Incorporating ecology in education is both possible and essential. Students and design professionals need to understand the whole to improve the parts. They need to learn that actions have effects, and that problems can't be solved in isolation (Charland, 1996). Teaching the skills of ecological footprint analysis, life cycle cost assessment, and environmental management systems should be a normal part of every curriculum (Graedel and Allenby, 1994; Uhl et al. 1996; Wackernagel and Rees, 1996). Environmental citizenship (Environment Canada, 1993) should be given the same weight as language and math skills, and can enrich lessons in both.
 
Universities and professional organizations must rise to the challenge of developing an understanding of sustainable behavior and culture throughout the educational system, particularly for those involved in the planning and development of land and buildings (Uhl et al., 1996; Fisk et al., 199?; Dunn and Steinemann, 1998). The University of Georgia now requires all of its 22,000 students to fulfill an environmental literacy requirement (Bainbridge, 1998).
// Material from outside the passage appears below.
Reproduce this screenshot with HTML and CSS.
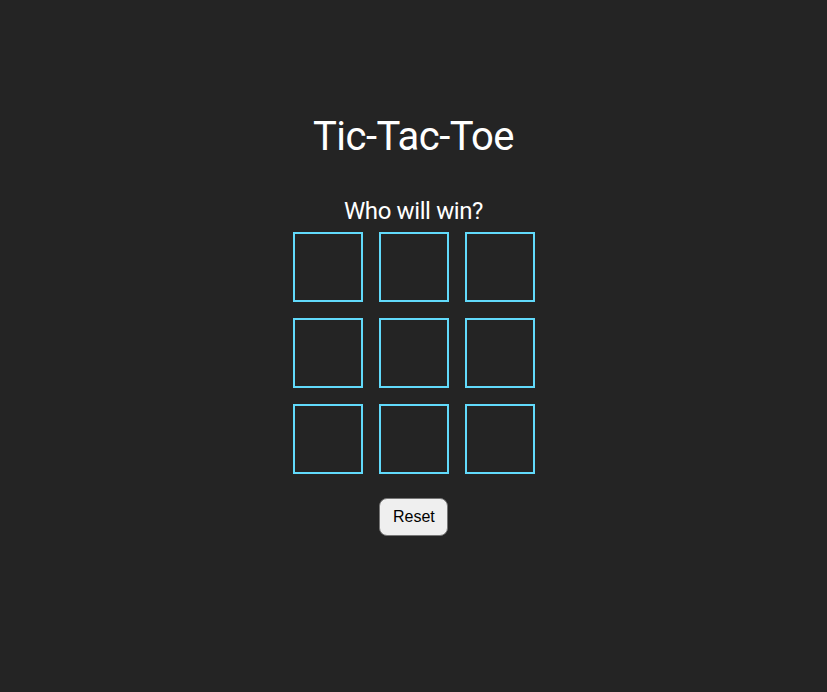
FILE: index.html
```html
<!DOCTYPE html>
<html>
<head>
<meta charset="utf-8">
<link rel="stylesheet" href="styles.css">
</head>
<body>
<div class="app">
  <h1 class="title">Tic-Tac-Toe</h1>
  <h2 class="status">Who will win?</h2>
  <div class="board">
    <div class="cell"></div><div class="cell"></div><div class="cell"></div>
    <div class="cell"></div><div class="cell"></div><div class="cell"></div>
    <div class="cell"></div><div class="cell"></div><div class="cell"></div>
  </div>
  <button class="reset">Reset</button>
</div>
</body>
</html>
```
FILE: styles.css
```css
html, body {
  margin: 0;
  padding: 0;
  background: #242424;
  height: 100%;
}
body {
  font-family: Roboto, Inter, sans-serif;
  color: #ffffff;
}
.app {
  display: flex;
  flex-direction: column;
  align-items: center;
  padding-top: 113px;
}
.title {
  font-size: 40px;
  font-weight: 400;
  line-height: 48px;
  letter-spacing: -0.55px;
  margin: 0;
}
.status {
  font-size: 24px;
  font-weight: 400;
  line-height: 30px;
  letter-spacing: -0.38px;
  margin: 35px 0 0;
}
.board {
  display: grid;
  grid-template-columns: repeat(3, 70px);
  grid-auto-rows: 70px;
  gap: 16px;
  margin-top: 6px;
}
.cell {
  box-sizing: border-box;
  border: 2px solid #61dafb;
}
.reset {
  margin-top: 24px;
  font-family: "Liberation Sans", Arial, sans-serif;
  font-size: 16px;
  color: #000;
  background: #efefef;
  border: 1px solid #767676;
  border-radius: 8px;
  padding: 9px 13px;
  height: 38px;
  width: 69px;
}
```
Making campuses more sustainable would provide the opportunity for students to learn and to demonstrate more responsible management of resources. Although student efforts have made some progress most campuses have made little progress toward sustainability (Creighton, 199 ; ).
 
Almost 90% of first year college students believe the Federal Government is not doing enough to clean up the environment and 25% say involvement in programs to clean up the environment is a very important or essential personal objective (Dey et al., 1991). We must also develop much better linkages between countries, both at the professional and student levels so that progress can be made without repeating mistakes or ignoring lessons learned elsewhere.
 
It can and must be done! Having environmentally illiterate students, citizens, designers and politicians is as risky as having airline pilots who are exhausted, tanker captains who are drunk, and hazardous waste handlers who cannot read. It will lead to disaster.